Super Bowl Committee: Okay, then you start hearing the opening riff to “Sweet Child O Mine” and then, Boom, Slash comes out of nowhere and he’s on stage playing.
Me: Yes, perfect. That’s perfect. A great riff, Slash is a recognizable guy. This is the kind of shit I’ve been wanting you guys to do all along. Finally, it’s all coming together.
SBC: Yeah. And then we’ll have Fergie sing the song, close it out, and then we’ll shoot off some fireworks or some shit.
Me: Ah. And Fergie, we’re still talking about the transsexual from the Black Eyed Peas?
SBC: Yep.
Me: And the Black Eyed Peas is still not a band where any sort of singing happens, right?
SBC: They’re more..dance-y. More electronic, I guess.
Me: Okay.
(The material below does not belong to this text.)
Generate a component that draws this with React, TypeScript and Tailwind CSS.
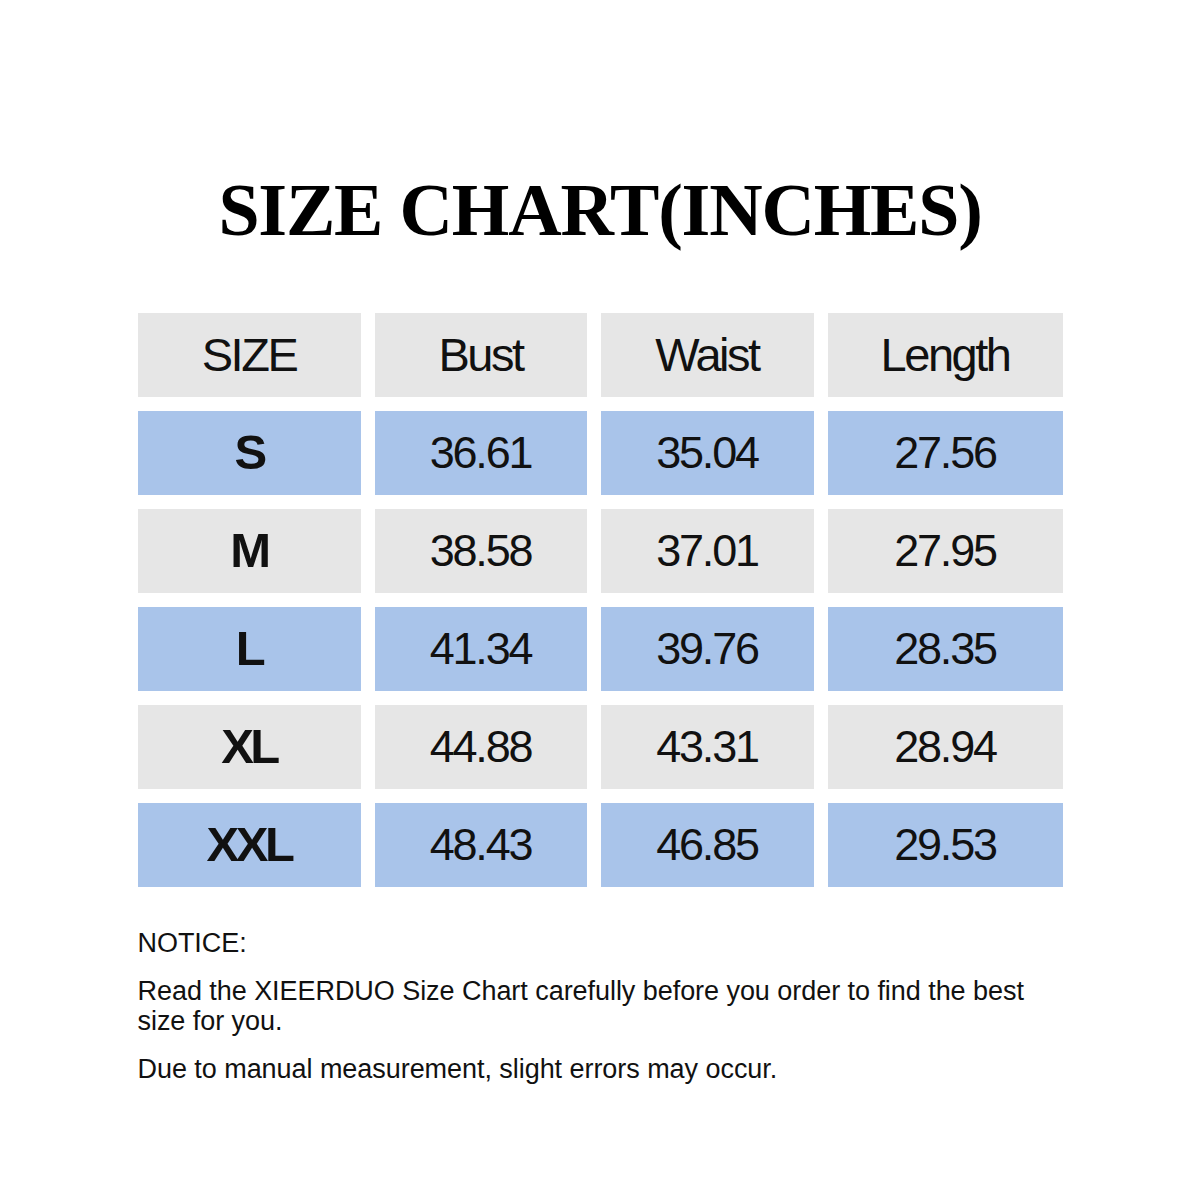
const header = ['SIZE', 'Bust', 'Waist', 'Length'];

const rows = [
  ['S', '36.61', '35.04', '27.56'],
  ['M', '38.58', '37.01', '27.95'],
  ['L', '41.34', '39.76', '28.35'],
  ['XL', '44.88', '43.31', '28.94'],
  ['XXL', '48.43', '46.85', '29.53'],
];

export default function App() {
  return (
    <div className="w-[1200px] h-[1200px] bg-white font-['Liberation_Sans',Arial,sans-serif] text-black">
      {/* Title */}
      <div className="pt-[170px] h-[313px]">
        <h1 className="text-center font-['Liberation_Serif','Times_New_Roman',serif] font-bold text-[74px] leading-[80px] tracking-[-1.2px]">
          SIZE CHART(INCHES)
        </h1>
      </div>

      {/* Table */}
      <div className="mx-auto w-[925px] grid grid-cols-[223px_212px_213px_235px] gap-x-[14px] gap-y-[14px]">
        {header.map((h) => (
          <div
            key={h}
            className="h-[84px] bg-[#e6e6e6] flex items-center justify-center text-[47px] tracking-[-2.5px] text-[#111]"
          >
            {h}
          </div>
        ))}
        {rows.map((row, i) =>
          row.map((cell, j) => (
            <div
              key={i + '-' + j}
              className={
                'h-[84px] flex items-center justify-center text-[#111] ' +
                (i % 2 === 0 ? 'bg-[#a9c4ea] ' : 'bg-[#e6e6e6] ') +
                (j === 0 ? 'font-bold text-[49px] tracking-[-3.5px]' : 'text-[45px] tracking-[-2.2px]')
              }
            >
              {cell}
            </div>
          ))
        )}
      </div>

      {/* Notice */}
      <div className="mx-auto w-[925px] pt-[41px] text-[27px] leading-[30px] tracking-[-0.05px] text-[#111] flex flex-col gap-[18px]">
        <p>NOTICE:</p>
        <p>Read the XIEERDUO Size Chart carefully before you order to find the best size for you.</p>
        <p>Due to manual measurement, slight errors may occur.</p>
      </div>
    </div>
  );
}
So how is Fergie, from the band that doesn’t require singing, going to sing not only A song, but one of the more difficult songs she could have picked from not only the entirety of popular music, but even from the Guns N’ Roses catalogue?
SBC: Well, we’re not going to worry about it. She’s a professional.
Me: Uh huh. And do we get our money back if she’s shit?
SBC: I don’t think it works that way.
Me: Is there any way we could lightly, delicately suggest she pick a song that doesn’t have so many, you know, notes and shit?
SBC: I think she’s committed to that one.
Me: Well, fuck me then. Okay, screw it. Let’s move onto discussing how gigantic you can blow up a Snickers banner without pixellating it.